The BFI’s Experiment Under London is a good example of what the institute does best – preserving intrinsic parts of our country’s cultural and social history. The works included here, by their very nature, are technical. As a result they will likely have more appeal to those interested in the science and practicalities involved in building London’s underground system, which was at times a logistical and bureaucratic nightmare. The approach of the collection overall is introduced in the titular opening film, which describes in detail the making of two different kinds of tube tunnels – one lined in concrete and one in cast iron.

Used as a test for the main work which would connect Victoria with Walthamstow, the viewer sees the technology and manpower used in the days before computerisation made everything, in theory, much simpler.

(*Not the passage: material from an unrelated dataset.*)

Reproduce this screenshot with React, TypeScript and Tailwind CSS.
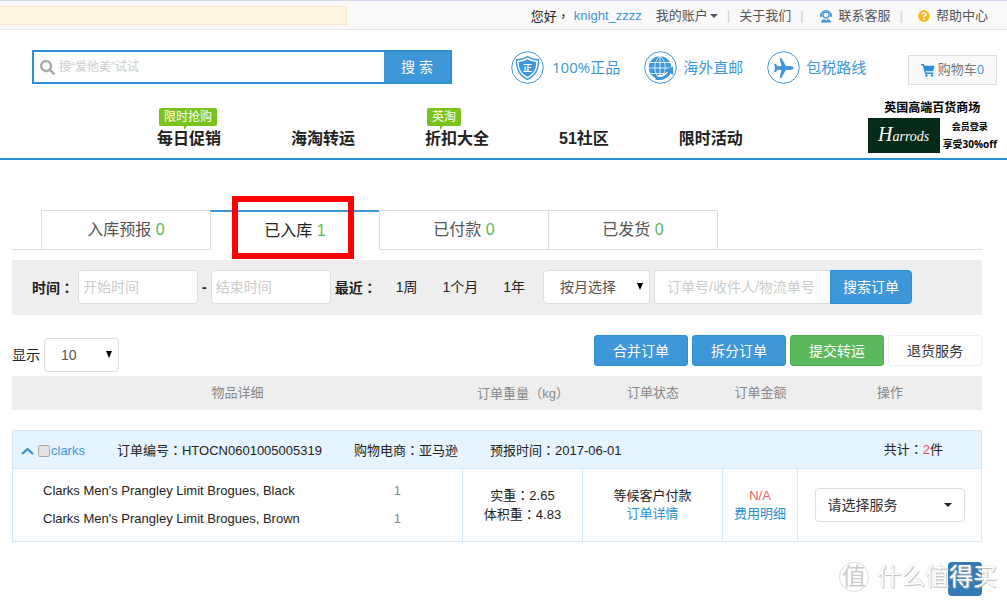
import React, { useState } from 'react'
import { FaQuestionCircle, FaSearch } from 'react-icons/fa'

interface ITab {
  id: string
  nome: string
  total: number
}

const tabs: ITab[] = [
  { id: 'forecast', nome: '入库预报', total: 0 },
  { id: 'stored', nome: '已入库', total: 1 },
  { id: 'paid', nome: '已付款', total: 0 },
  { id: 'shipped', nome: '已发货', total: 0 },
]

const navItems = [
  { nome: '每日促销', tag: '限时抢购' },
  { nome: '海淘转运' },
  { nome: '折扣大全', tag: '英淘' },
  { nome: '51社区' },
  { nome: '限时活动' },
]

const products = [
  { nome: "Clarks Men's Prangley Limit Brogues, Black", qty: 1 },
  { nome: "Clarks Men's Prangley Limit Brogues, Brown", qty: 1 },
]

// full-width punctuation centred in its box
function Punct({ children }: { children: React.ReactNode }) {
  return <span className="font-['Noto_Sans_CJK_TC',sans-serif]">{children}</span>
}

function Caret({ className }: { className?: string }) {
  return (
    <svg viewBox="0 0 8 4" className={`h-1 w-2 ${className ?? ''}`} fill="currentColor" aria-hidden="true">
      <path d="M0 0h8L4 4z" />
    </svg>
  )
}

function SelectArrow() {
  return (
    <svg viewBox="0 0 6 7" className="pointer-events-none absolute top-[13px] right-[7px] h-[7px] w-[6px]" aria-hidden="true">
      <path d="M0 0h6L3 7z" fill="#000" />
    </svg>
  )
}

function ServiceIcon() {
  return (
    <svg viewBox="0 0 14 14" className="h-[14px] w-[14px]" fill="none" aria-hidden="true">
      <path d="M2.2 6.5a4.8 4.8 0 0 1 9.6 0" stroke="#3e97d8" strokeWidth="1.4" />
      <rect x="1" y="4.6" width="2.2" height="3.4" rx="1" fill="#3e97d8" />
      <rect x="10.8" y="4.6" width="2.2" height="3.4" rx="1" fill="#3e97d8" />
      <circle cx="7" cy="6.1" r="3" stroke="#3e97d8" strokeWidth="1.3" />
      <path d="M1.8 13.6c.2-2 1.6-3.2 3.4-3.4L7 11.4l1.8-1.2c1.8.2 3.2 1.4 3.4 3.4z" fill="#3e97d8" />
    </svg>
  )
}

function ShieldIcon() {
  return (
    <svg viewBox="0 0 33 33" className="h-[33px] w-[33px]" fill="none" aria-hidden="true">
      <circle cx="16.5" cy="16.5" r="15.8" stroke="#3e97d8" />
      <path d="M16.5 5.5c2.6 2 6.6 3.2 11 3.2.4 9.2-2.5 15.6-11 19.6C8 24.3 5.1 17.9 5.5 8.7c4.4 0 8.400-1.200 11-3.200z" stroke="#3e97d8" strokeWidth="1.4" />
      <path d="M16.5 8.300c2.300 1.500 5.200 2.400 8.700 2.600.1 7-2.300 11.600-8.700 14.800-6.400-3.200-8.800-7.800-8.700-14.800 3.500-.2 6.400-1.100 8.700-2.600z" fill="#3e97d8" />
      <text x="16.5" y="20" fontSize="9" fontWeight="700" textAnchor="middle" fill="#fff">正</text>
    </svg>
  )
}

function GlobeIcon() {
  return (
    <svg viewBox="0 0 33 33" className="h-[33px] w-[33px]" fill="none" aria-hidden="true">
      <circle cx="16.5" cy="16.5" r="15.8" stroke="#3e97d8" />
      <circle cx="16" cy="16.5" r="11.200" fill="#3e97d8" />
      <g stroke="#fff" strokeWidth="0.8">
        <path d="M5 11.500h22M4 17h24M7 22.500h17M16 5v23" />
        <path d="M16 5c-7 6-7 17 0 23M16 5c7 6 7 17 0 23" />
      </g>
      <path d="M14 26.500c6 .5 10.500-2.500 12.500-7" stroke="#fff" strokeWidth="5" />
      <path d="M11.500 27.300c7 1.200 12-1.800 14.500-7" stroke="#3e97d8" strokeWidth="3" />
      <path d="M20.500 19.500l8.500-4 .5 8.500z" fill="#3e97d8" />
    </svg>
  )
}

function PlaneIcon() {
  return (
    <svg viewBox="0 0 33 33" className="h-[33px] w-[33px]" fill="none" aria-hidden="true">
      <circle cx="16.5" cy="16.5" r="15.8" stroke="#3e97d8" />
      <path
        d="M26.500 17c0-1.200-1.800-1.900-3.800-1.900h-3.900L14.600 7.300h-2l1.900 7.800-3.900.2-2.100-2.600H7l1 4.300-1 4.300h1.500l2.100-2.600 3.900.2-1.900 7.800h2l4.200-7.800h3.900c2 0 3.800-.7 3.800-1.900z"
        fill="#3e97d8"
      />
    </svg>
  )
}

function CartIcon() {
  return (
    <svg viewBox="0 0 14 13" className="h-[13px] w-[14px]" fill="#2a8fd4" aria-hidden="true">
      <path d="M0 0h2.800l.6 1.800H13.500L12.200 7.200H4.800l.3 1.300h7.300v1.400H4L1.800 1.400H0z" />
      <circle cx="5.400" cy="11.500" r="1.200" />
      <circle cx="11" cy="11.500" r="1.200" />
    </svg>
  )
}

function TopBar() {
  return (
    <div className="flex h-[30px] items-center justify-between border-t border-b border-t-[#d0d8ea] border-b-[#e4e4e4] bg-[#f9f9f9] text-[13px] leading-5 text-[#555]">
      <div className="h-[19px] w-[347px] border border-l-0 border-[#fbe8c8] bg-[#fef6e0]" />
      <div className="flex items-center pt-[2px] pr-[19px]">
        <span className="text-[#222]">您好<Punct>，</Punct></span>
        <a href="#user" className="ml-1 text-[#3e97d8]">knight_zzzz</a>
        <button className="ml-[14px] flex items-center gap-[2px]">我的账户<Caret /></button>
        <span className="mx-[9px] text-[#ccc]">|</span>
        <a href="#about">关于我们</a>
        <span className="mx-[9px] text-[#ccc]">|</span>
        <a href="#service" className="ml-[6px] flex items-center gap-[6px]"><ServiceIcon />联系客服</a>
        <span className="mx-[9px] text-[#ccc]">|</span>
        <a href="#help" className="ml-[6px] flex items-center gap-[6px]">
          <FaQuestionCircle className="h-3 w-3 text-[#fbb916]" />帮助中心
        </a>
      </div>
    </div>
  )
}

function Header() {
  return (
    <header className="border-b-2 border-[#2a8fd4] pt-5">
      <div className="flex items-start pr-[10px] pl-8">
        <form className="flex h-[34px] w-[420px] border-2 border-[#2a8fd4]" onSubmit={(e) => e.preventDefault()}>
          <label className="flex flex-1 items-center gap-1 pl-[6px]">
            <FaSearch className="h-[15px] w-[15px] text-[#aaa]" />
            <input aria-label="搜索" placeholder="搜“爱他美”试试" className="min-w-0 flex-1 text-xs outline-none placeholder:text-[#ccc]" />
          </label>
          <button className="w-[66px] bg-[#3e97d8] text-sm text-white">搜 索</button>
        </form>
        <div className="ml-[59px] flex items-center gap-[24px] pt-px font-['Open_Sans','Noto_Sans_CJK_SC',sans-serif] text-[15px] text-[#3e97d8]">
          <a href="#real" className="flex items-center gap-2"><ShieldIcon />100%正品</a>
          <a href="#mail" className="flex items-center gap-[6px]"><GlobeIcon />海外直邮</a>
          <a href="#tax" className="flex items-center gap-[6px]"><PlaneIcon />包税路线</a>
        </div>
        <a href="#cart" className="mt-[5px] ml-auto flex h-[30px] w-[89px] items-center justify-center gap-[3px] border border-[#ddd] bg-[#f9f9f9] text-[13px] text-[#777]">
          <CartIcon />
          <span>购物车<span className="font-['Open_Sans',sans-serif] text-[#3e97d8]">0</span></span>
        </a>
      </div>
      <div className="flex items-end justify-between pt-4 pr-[10px] pb-[5px] pl-[157px]">
        <nav className="mb-1 flex gap-[70px] text-base leading-5 font-bold text-[#222]">
          {navItems.map((item) => (
            <a key={item.nome} href="#nav" className="relative">
              {item.nome}
              {item.tag && (
                <span className="absolute bottom-[23px] left-[2px] rounded-[2px] bg-[#7ac31c] px-[5px] text-xs leading-[18px] font-normal whitespace-nowrap text-white">
                  {item.tag}
                  <svg viewBox="0 0 4 4" className="absolute top-full left-1/2 -ml-1 h-1 w-1" aria-hidden="true">
                    <path d="M0 0h3L0 4z" fill="#7ac31c" />
                  </svg>
                </span>
              )}
            </a>
          ))}
        </nav>
        <a href="#harrods" className="flex flex-col font-bold text-black">
          <span className="text-center text-xs leading-[14px]">英国高端百货商场</span>
          <span className="mt-[3px] flex items-center gap-[3px]">
            <span className="flex h-[35px] w-[72px] items-baseline justify-center bg-[#062a18] font-['Liberation_Serif',serif] text-sm leading-8 font-normal text-white italic">
              <span className="text-xl leading-8">H</span>arrods
            </span>
            <span className="flex flex-col gap-px text-center font-['Open_Sans','Noto_Sans_CJK_SC',sans-serif] text-[10px] leading-4">
              <span className="text-[9px]">会员登录</span>
              <span>享受30%off</span>
            </span>
          </span>
        </a>
      </div>
    </header>
  )
}

function FilterBar() {
  return (
    <form className="mt-[10px] flex items-center bg-[#eee] pt-[10px] pb-[11px] pl-5 text-sm leading-5 text-[#222]" onSubmit={(e) => e.preventDefault()}>
      <label htmlFor="start" className="font-bold">时间<Punct>：</Punct></label>
      <input id="start" placeholder="开始时间" className="ml-1 h-[34px] w-[120px] rounded border border-[#ddd] bg-white px-1 placeholder:text-[#ccc]" />
      <span className="mx-1 font-bold">-</span>
      <input aria-label="结束时间" placeholder="结束时间" className="h-[34px] w-[120px] rounded border border-[#ddd] bg-white px-1 placeholder:text-[#ccc]" />
      <span className="ml-1 font-bold">最近<Punct>：</Punct></span>
      <div className="mr-[18px] ml-[19px] flex gap-[25px]">
        <button type="button">1周</button>
        <button type="button">1个月</button>
        <button type="button">1年</button>
      </div>
      <div className="relative">
        <select aria-label="按月选择" className="h-[34px] w-[107px] appearance-none rounded border border-[#ddd] bg-white pl-4 text-[#555]">
          <option>按月选择</option>
        </select>
        <SelectArrow />
      </div>
      <input aria-label="订单搜索" placeholder="订单号/收件人/物流单号" className="ml-1 h-[34px] w-[176px] rounded-l border border-r-0 border-[#ddd] bg-white pl-3 placeholder:text-[#ccc]" />
      <button className="h-[34px] w-[82px] rounded-r border border-[#2a8fd4] bg-[#3e97d8] text-white">搜索订单</button>
    </form>
  )
}

function Toolbar() {
  return (
    <div className="mt-5 flex items-start justify-between pb-1 text-sm leading-5">
      <label className="mt-[3px] flex items-center gap-1 text-[#222]">
        显示
        <span className="relative">
          <select className="block h-[34px] w-[75px] appearance-none rounded border border-[#ddd] bg-white pl-4 text-[#555]">
            <option>10</option>
          </select>
          <SelectArrow />
        </span>
      </label>
      <div className="flex gap-1">
        <button className="h-[31px] w-[94px] rounded-[3px] border border-[#2a8fd4] bg-[#3e97d8] text-white">合并订单</button>
        <button className="h-[31px] w-[94px] rounded-[3px] border border-[#2a8fd4] bg-[#3e97d8] text-white">拆分订单</button>
        <button className="h-[31px] w-[94px] rounded-[3px] border border-[#4cae4c] bg-[#5cb85c] text-white">提交转运</button>
        <button className="h-[31px] w-[94px] rounded-[3px] border border-[#eee] bg-white text-[#333]">退货服务</button>
      </div>
    </div>
  )
}

function OrderTable() {
  const [open, setOpen] = useState<boolean>(true)

  return (
    <table className="w-full table-fixed border-separate border-spacing-0 text-[13px] leading-[18px] text-[#222]">
      <colgroup>
        <col />
        <col className="w-[120px]" />
        <col className="w-[140px]" />
        <col className="w-[75px]" />
        <col className="w-[184px]" />
      </colgroup>
      <thead>
        <tr className="h-[34px] bg-[#eee] text-[#888]">
          <th className="p-0 font-normal">物品详细</th>
          <th className="p-0 font-normal">订单重量<Punct>（</Punct>kg<Punct>）</Punct></th>
          <th className="p-0 font-normal">订单状态</th>
          <th className="p-0 font-normal">订单金额</th>
          <th className="p-0 font-normal">操作</th>
        </tr>
      </thead>
      <tbody>
        <tr className="h-5"><td colSpan={5} className="p-0" /></tr>
        <tr>
          <td colSpan={5} className="border border-[#d3e9f7] bg-[#e5f4ff] p-0">
            <div className="flex h-[37px] items-center justify-between pr-[38px] pl-2">
              <div className="flex items-center gap-8 pt-[2px]">
                <div className="flex items-center">
                  <button onClick={() => setOpen(!open)} aria-label="展开" className="mr-1">
                    <svg viewBox="0 0 13 8" className="h-2 w-[13px]" fill="none" aria-hidden="true">
                      <path d="M1 7l5.500-5 5.500 5" stroke="#2a8fd4" strokeWidth="2" />
                    </svg>
                  </button>
                  <label className="flex items-center gap-px text-[#3e97d8]">
                    <input type="checkbox" className="h-3 w-3 appearance-none rounded-[2px] border border-[#aaa] bg-[#e4e4e4]" />
                    clarks
                  </label>
                </div>
                <span>订单编号<Punct>：</Punct>HTOCN0601005005319</span>
                <span>购物电商<Punct>：</Punct>亚马逊</span>
                <span>预报时间<Punct>：</Punct>2017-06-01</span>
              </div>
              <span>共计<Punct>：</Punct><span className="text-[#f0484e]">2</span>件</span>
            </div>
          </td>
        </tr>
        {open && (
          <tr className="h-[73px] text-center">
            <td className="border-x border-b border-[#d3e9f7] p-0 text-left leading-7">
              {products.map((product) => (
                <div key={product.nome} className="flex pr-[61px] pl-[30px]">
                  <span className="flex-1">{product.nome}</span>
                  <span className="text-[#888]">{product.qty}</span>
                </div>
              ))}
            </td>
            <td className="border-r border-b border-[#d3e9f7] p-0">
              <p>实重<Punct>：</Punct>2.65</p>
              <p>体积重<Punct>：</Punct>4.83</p>
            </td>
            <td className="border-r border-b border-[#d3e9f7] p-0">
              <p>等候客户付款</p>
              <a href="#detail" className="text-[#2a8fd4]">订单详情</a>
            </td>
            <td className="border-r border-b border-[#d3e9f7] p-0">
              <p className="text-[#f0606a]">N/A</p>
              <a href="#fee" className="text-[#2a8fd4]">费用明细</a>
            </td>
            <td className="border-r border-b border-[#d3e9f7] p-0">
              <div className="relative mx-auto w-[150px]">
                <select aria-label="请选择服务" className="block h-[34px] w-full appearance-none rounded border border-[#ddd] bg-white pl-3 text-sm text-[#333]">
                  <option>请选择服务</option>
                </select>
                <Caret className="pointer-events-none absolute top-[15px] right-[13px]" />
              </div>
            </td>
          </tr>
        )}
      </tbody>
    </table>
  )
}

export default function App() {
  const [currentTab, setCurrentTab] = useState<string>('stored')

  return (
    <div className="bg-white font-['Liberation_Sans','Noto_Sans_CJK_SC',sans-serif]">
      <TopBar />
      <Header />
      <main className="pt-[50px] pr-[25px] pl-3">
        <div className="flex border-b border-[#ddd] pl-[30px]">
          {tabs.map((tab) => (
            <div key={tab.id} className="relative -mb-px -ml-px">
              <button
                onClick={() => setCurrentTab(tab.id)}
                className={
                  tab.id === currentTab
                    ? 'block h-10 w-[170px] border-x border-t-2 border-x-[#ddd] border-t-[#3e97d8] bg-white text-base leading-5 text-[#222]'
                    : 'block h-10 w-[170px] border border-[#ddd] text-base leading-5 text-[#555]'
                }
              >
                {tab.nome} <span className="text-[#5cb85c]">{tab.total}</span>
              </button>
              {tab.id === currentTab && (
                <span className="pointer-events-none absolute -top-[14px] left-[22px] z-10 h-[63px] w-[122px] border-[6px] border-[#f00]" />
              )}
            </div>
          ))}
        </div>
        <FilterBar />
        <Toolbar />
        <OrderTable />
      </main>
      <footer className="relative mt-5 flex h-[34px] items-center justify-end gap-2 pr-[10px] pb-[5px]">
        <button aria-label="返回顶部" className="absolute top-0 right-[25px] h-[34px] w-[34px] rounded bg-[#337ab7]" />
        <span className="relative flex h-[30px] w-[30px] items-center justify-center rounded-full border border-[#ddd] text-2xl leading-7 text-[#ccc]">值</span>
        <span className="pointer-events-none relative text-2xl leading-7 text-white [text-shadow:0_0_1px_#bbb,1px_1px_1px_#bbb]">什么值得买</span>
      </footer>
    </div>
  )
}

The other films in the volume, The Victoria Line Report No.1: Over and Under (1965), The Victoria Line Report No.2: Down and Along (1965), The Victoria Line Report No.3: Problems and Progress (1967) and The Victoria Line Report No.4: Equip and Complete (1968), follow the process of building twenty-three miles of tunnel which covered a ten-and-a-half mile route connecting twelve stations and eleven intersections, and went to form the early parts of London Underground’s famous Victoria Line.

Segments like Over and Under, which depicts the logistical difficulties of closing the whole of Oxford Circus above ground over one bank holiday weekend, in order to create a false road under which the transport workers could build a new larger station concourse, are fascinating from a technical viewpoint. However these films, including the mute rushes depicting the Queen opening the finished Victoria Line, also provide an historical, social snapshot of everyday life during the time of the formation of one of the most important, yet frequently maligned aspects of the capital – its underground system.

Watching the films included in the BFI’s Experiment Under London ensemble, you wonder whether the people working on today’s underground infrastructure would get away with what, on the face of it, appeared a much laxer regard to safety and protocol. On the other hand, you can’t help but think that fifty years ago they undoubtedly got the job done much quicker, and in the process created a tube system which was built to work – and is still doing so today.